:: What is expected ::
Retype all material exactly. Pictures stay out of the copy.

============================================================

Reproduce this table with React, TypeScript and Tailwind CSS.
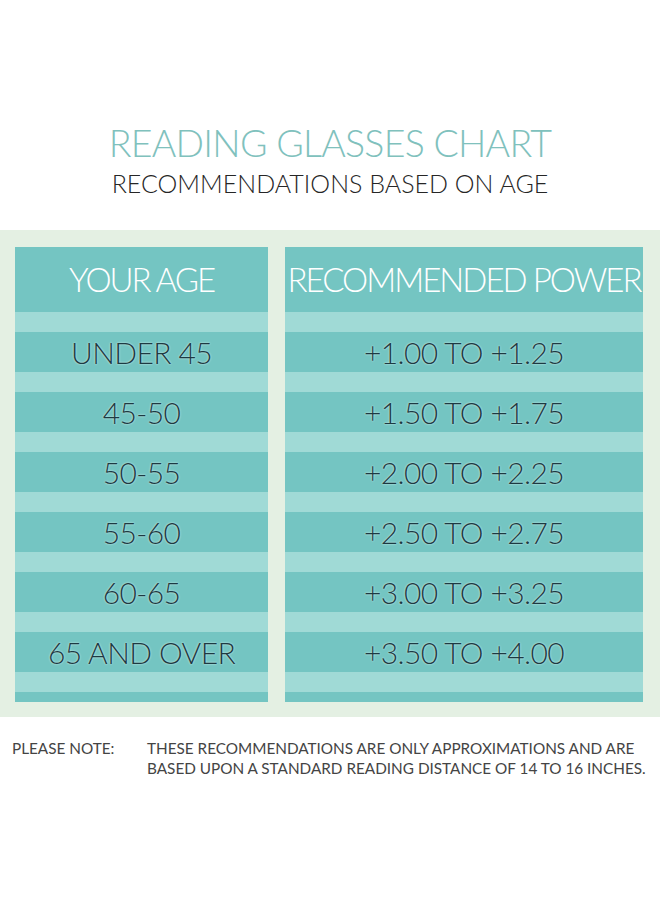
const rows = [
  { age: 'UNDER 45', power: '+1.00 TO +1.25' },
  { age: '45-50', power: '+1.50 TO +1.75' },
  { age: '50-55', power: '+2.00 TO +2.25' },
  { age: '55-60', power: '+2.50 TO +2.75' },
  { age: '60-65', power: '+3.00 TO +3.25' },
  { age: '65 AND OVER', power: '+3.50 TO +4.00' },
];

const font = "font-['Lato','Open_Sans',sans-serif]";

function Column({ title, values, width }: { title: string; values: string[]; width: string }) {
  return (
    <div className={`flex flex-col ${width}`}>
      {/* header */}
      <div className="flex h-[65px] items-center justify-center bg-[#74c5c2]">
        <span className="whitespace-nowrap text-[33px] font-light leading-none tracking-[-0.06em] text-white">
          {title}
        </span>
      </div>
      {values.map((v) => (
        <div key={v}>
          <div className="h-[20px] bg-[#a0dad6]" />
          <div className="flex h-[40px] items-center justify-center bg-[#74c5c2]">
            <span className="whitespace-nowrap text-[30px] font-light leading-none tracking-[-0.02em] text-[#1d3a42] [text-shadow:0_0_2px_#e3f6f4]">
              {v}
            </span>
          </div>
        </div>
      ))}
      <div className="h-[20px] bg-[#a0dad6]" />
      <div className="h-[10px] bg-[#74c5c2]" />
    </div>
  );
}

export default function App() {
  return (
    <div className={`h-[900px] w-[660px] bg-white ${font}`}>
      {/* ── Title ───────────────────────────────────── */}
      <div className="flex h-[230px] flex-col items-center pt-[124px]">
        <h1 className="whitespace-nowrap text-[37.5px] font-light leading-none tracking-[-0.02em] text-[#80c1bd]">
          READING GLASSES CHART
        </h1>
        <p className="mt-[9px] whitespace-nowrap text-[25px] font-light leading-none text-[#262626]">
          RECOMMENDATIONS BASED ON AGE
        </p>
      </div>

      {/* ── Chart ───────────────────────────────────── */}
      <div className="flex gap-[17px] bg-[#e4f0e3] pb-[15px] pl-[15px] pr-[17px] pt-[17px]">
        <Column title="YOUR AGE" values={rows.map((r) => r.age)} width="w-[253px]" />
        <Column title="RECOMMENDED POWER" values={rows.map((r) => r.power)} width="w-[358px]" />
      </div>

      {/* ── Note ────────────────────────────────────── */}
      <div className="flex whitespace-nowrap pt-[21px] text-[15.3px] leading-[20px] text-[#444]">
        <div className="w-[147px] pl-[12px]">PLEASE NOTE:</div>
        <div>
          <div>THESE RECOMMENDATIONS ARE ONLY APPROXIMATIONS AND ARE</div>
          <div>BASED UPON A STANDARD READING DISTANCE OF 14 TO 16 INCHES.</div>
        </div>
      </div>
    </div>
  );
}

============================================================

:: Final result ::
Reproduce this table with React, TypeScript and Tailwind CSS.
const rows = [
  { age: 'UNDER 45', power: '+1.00 TO +1.25' },
  { age: '45-50', power: '+1.50 TO +1.75' },
  { age: '50-55', power: '+2.00 TO +2.25' },
  { age: '55-60', power: '+2.50 TO +2.75' },
  { age: '60-65', power: '+3.00 TO +3.25' },
  { age: '65 AND OVER', power: '+3.50 TO +4.00' },
];

const font = "font-['Lato','Open_Sans',sans-serif]";

function Column({ title, values, width }: { title: string; values: string[]; width: string }) {
  return (
    <div className={`flex flex-col ${width}`}>
      {/* header */}
      <div className="flex h-[65px] items-center justify-center bg-[#74c5c2]">
        <span className="whitespace-nowrap text-[33px] font-light leading-none tracking-[-0.06em] text-white">
          {title}
        </span>
      </div>
      {values.map((v) => (
        <div key={v}>
          <div className="h-[20px] bg-[#a0dad6]" />
          <div className="flex h-[40px] items-center justify-center bg-[#74c5c2]">
            <span className="whitespace-nowrap text-[30px] font-light leading-none tracking-[-0.02em] text-[#1d3a42] [text-shadow:0_0_2px_#e3f6f4]">
              {v}
            </span>
          </div>
        </div>
      ))}
      <div className="h-[20px] bg-[#a0dad6]" />
      <div className="h-[10px] bg-[#74c5c2]" />
    </div>
  );
}

export default function App() {
  return (
    <div className={`h-[900px] w-[660px] bg-white ${font}`}>
      {/* ── Title ───────────────────────────────────── */}
      <div className="flex h-[230px] flex-col items-center pt-[124px]">
        <h1 className="whitespace-nowrap text-[37.5px] font-light leading-none tracking-[-0.02em] text-[#80c1bd]">
          READING GLASSES CHART
        </h1>
        <p className="mt-[9px] whitespace-nowrap text-[25px] font-light leading-none text-[#262626]">
          RECOMMENDATIONS BASED ON AGE
        </p>
      </div>

      {/* ── Chart ───────────────────────────────────── */}
      <div className="flex gap-[17px] bg-[#e4f0e3] pb-[15px] pl-[15px] pr-[17px] pt-[17px]">
        <Column title="YOUR AGE" values={rows.map((r) => r.age)} width="w-[253px]" />
        <Column title="RECOMMENDED POWER" values={rows.map((r) => r.power)} width="w-[358px]" />
      </div>

      {/* ── Note ────────────────────────────────────── */}
      <div className="flex whitespace-nowrap pt-[21px] text-[15.3px] leading-[20px] text-[#444]">
        <div className="w-[147px] pl-[12px]">PLEASE NOTE:</div>
        <div>
          <div>THESE RECOMMENDATIONS ARE ONLY APPROXIMATIONS AND ARE</div>
          <div>BASED UPON A STANDARD READING DISTANCE OF 14 TO 16 INCHES.</div>
        </div>
      </div>
    </div>
  );
}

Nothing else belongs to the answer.